El presidente Hinckley enseñó que depende de cada uno de nosotros que poseemos el sacerdocio de Dios el disciplinarnos para estar por encima de las costumbres del mundo. Es esencial que seamos hombres honorables y decentes. Nuestras acciones tienen que ser intachables.

Las palabras que decimos, cómo tratamos a los demás y la forma en que vivimos impactan nuestra eficacia como hombres y jóvenes que poseemos el sacerdocio.

El don del sacerdocio es inestimable. Conlleva la autoridad de actuar como siervos de Dios, de bendecir a los enfermos, bendecir a nuestras familias y también a los demás. Su autoridad puede extenderse más allá del velo de la muerte, hasta las eternidades. “No hay nada que se le compare en todo el mundo; protéjanlo, atesórenlo… y vivan de modo que sean dignos de él”10.

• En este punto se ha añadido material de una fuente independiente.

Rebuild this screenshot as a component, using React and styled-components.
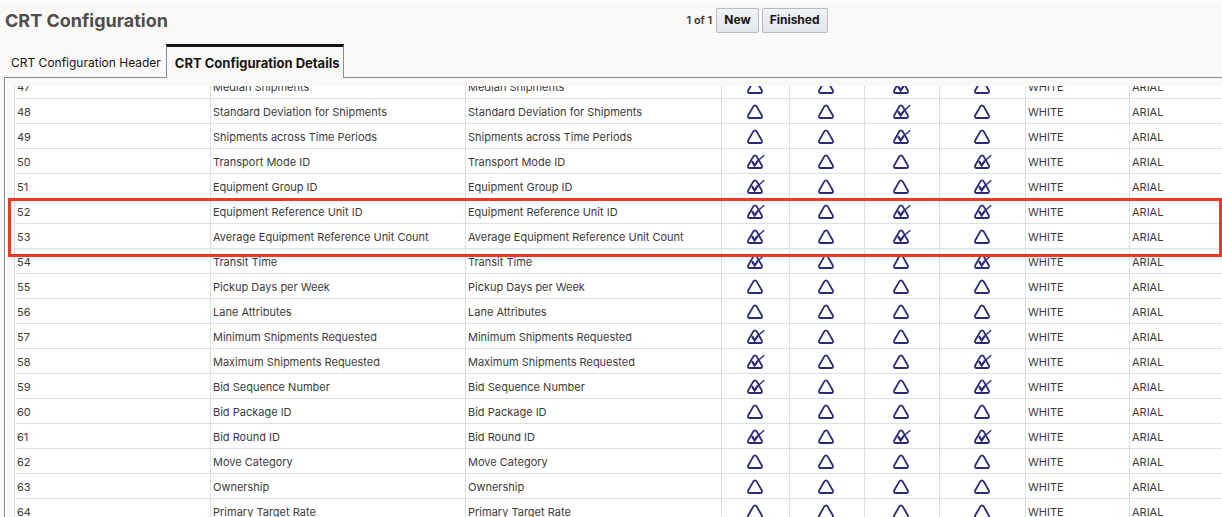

Mis queridos hermanos, que la rectitud guíe cada uno de nuestros pasos al viajar por esta vida. Que hoy y siempre seamos dignos receptores del divino poder del sacerdocio que poseemos. Que bendiga nuestras vidas y que lo usemos para bendecir la vida de los demás como lo hizo Él que vivió y murió por nosotros, Jesucristo, nuestro Señor y Salvador. Éste es mi ruego, en Su sagrado nombre, Su santo nombre. Amén.

  1. Doctrina y Convenios 121:36–37.

  2. Éxodo 20:7.

  3. Isaías 1:18.

  4. Doctrina y Convenios 58:42.

  5. Véase Juan 17:14; Doctrina y Convenios 49:5.

  6. “El discurso del president Harold B. Lee de la Sesión General del Sacerdocio”, Ensign, enero de 1974, pág. 100.

  7. Véase Gordon B. Hinckley, “Lo que Dios ha unido”, Liahona, julio de 1991, pág. 78.

  8. Gordon B. Hinckley, “La dignidad personal para ejercer el sacerdocio”, Liahona, julio de 2002, pág. 60.

  9. The Teachings of Howard W. Hunter, ed. Clyde J. Williams, 1997, pág. 130.

  10. Véase Gordon B. Hinckley, Liahona, julio de 2002, pág. 61.